ここには、今日の外客誘致の必要を提唱する基本的な考え方(「外人の内地消費」「内地の生産品を廣く外人の耳目に触れしめて、我輸出貿易を発達せんが為め」「遠来の外客を好遇して国交の円満を期す」など)とほぼ変わらない内容が書かれています。

さらに、ジャパン・ツーリスト・ビューローの事業として以下の点を挙げています。

「一、漫遊外人に関係ある当業者業務上の改良を図ると共に、相互営業上の連絡利便を増進すること。
 二、外国に我邦の風景事物を紹介し、且つ外人に対して旅行上必要なる各種の報道を与ふるの便を開くこと。
 三、我邦に於ける漫遊外人旅行上の便宜を増進し、且つ関係業者の弊風を矯正すること。
右三項の外、總て外客を我国に誘致し、是等外客に対し諸般の便利を図るため各種の事業を計画実行せんとするの希望である」

現在の日本政府観光局(JNTO)や観光庁がやっていることは、すでに100年前に企画され、実施されていた事業だったのです。

ところで、当時の訪日外客の規模はどのくらいのものだったのでしょうか。同誌の創刊を告げる「発刊之辭」でこう述べられています。

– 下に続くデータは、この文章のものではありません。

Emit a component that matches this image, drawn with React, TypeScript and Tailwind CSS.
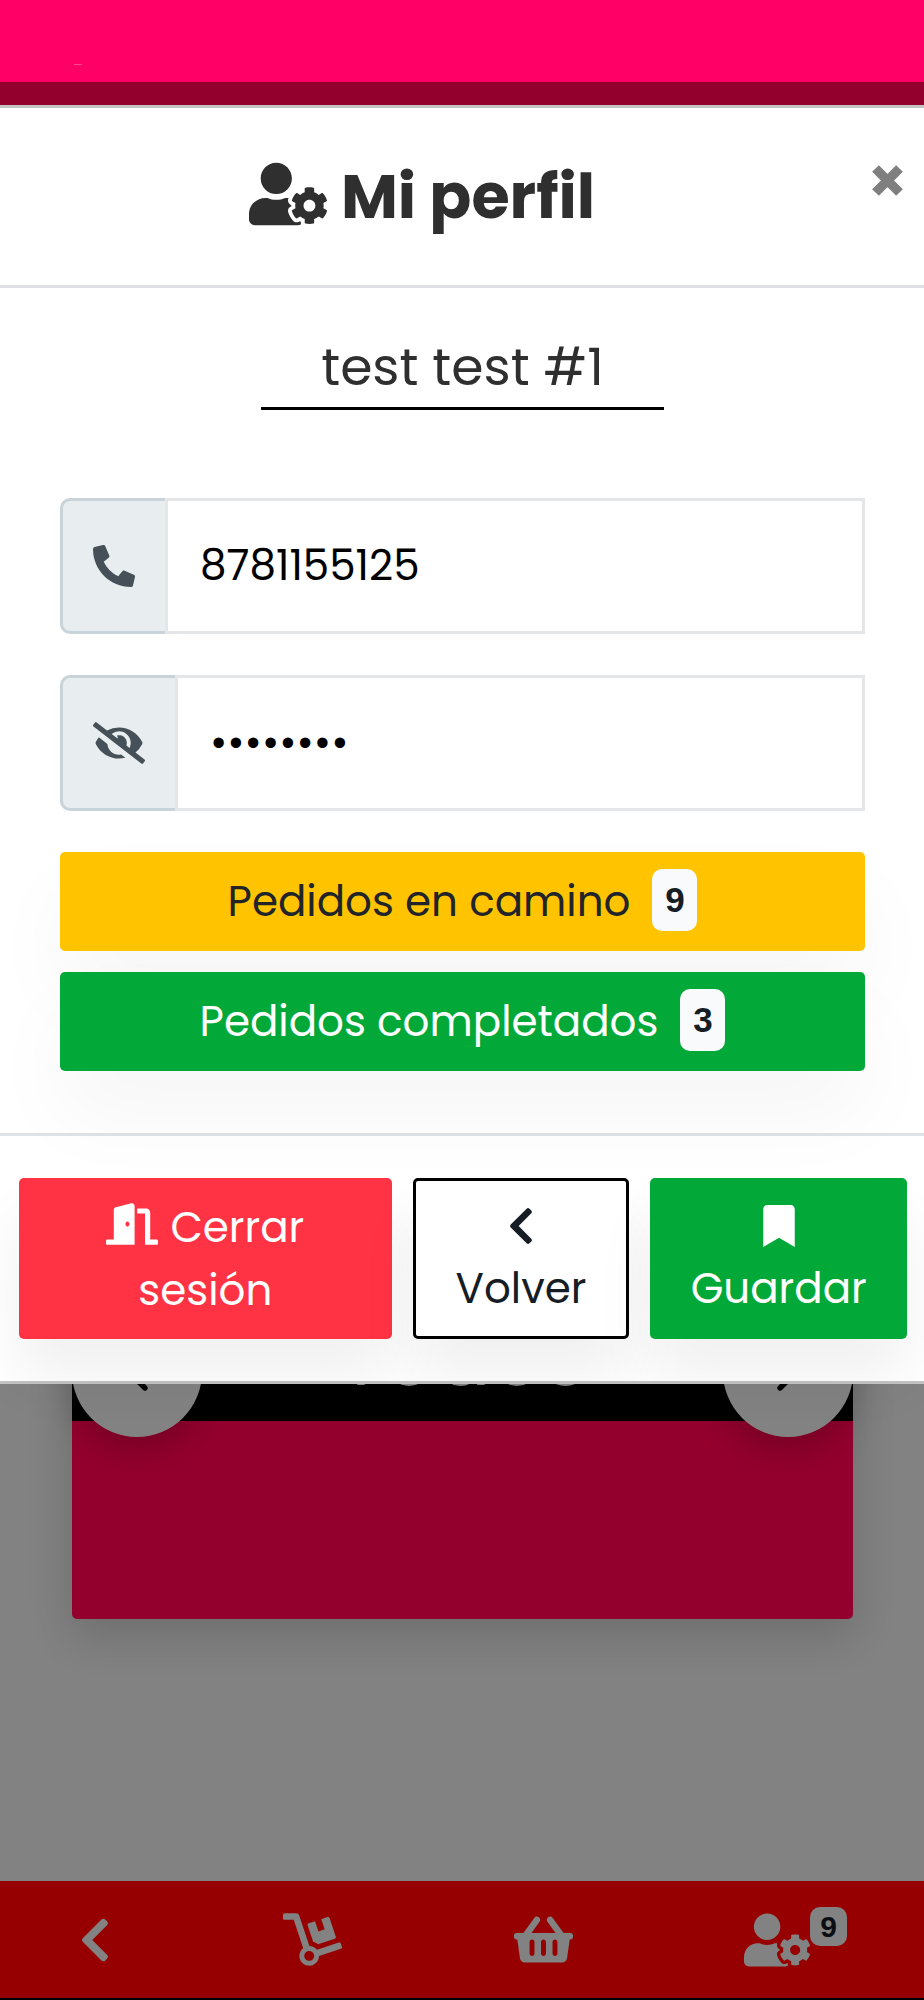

「想ふにツーリスト、ビューローの事業たる、欧米諸国にありては早く業に其必要を認め、今や各国其設備整はざるなしと雖も、本邦にありては其規模誠に小さく、世上一般は之に対して殆ど知るところないものの如し。然れども漫遊外客の来遊するもの年々二萬人内外を有し、其費す金額も一年大略一千三百萬圓を下らずと云ふに至りては、是を国家経済上より見るも亦決して軽々に看過すべからざる事實たらずんばあらず」。

100年前(1913年)の訪日外客数は2万人、消費額は1300万円でした。つまり、2013年に訪日外客数が1000万人を超えたということは、この100年で500倍になったということになります。

これから何回かに分けて「ツーリスト」の約30年の軌跡を追いながら、戦前期の外客誘致の姿について見ていきたいと思います。当時と現在では大きく違うこと(当時の外客は客船で来日。航空機時代を迎えた戦後の輸送量の飛躍的拡大)があるものの、基本的な誘致に対する考え方はそれほど違わないことがわかり、とても興味深いです。そこには、今日から見ても学べる多くの知見があります。

また最初にいってしまうと、1913年に始まった日本の外客誘致の努力に対して、その10年後、20年後を見る限り、戦前期における外客数の大きな増加は、結果として統計的には見られなかったという事実があります。いったいそれはなぜだったのか。これも検討してみようと思います。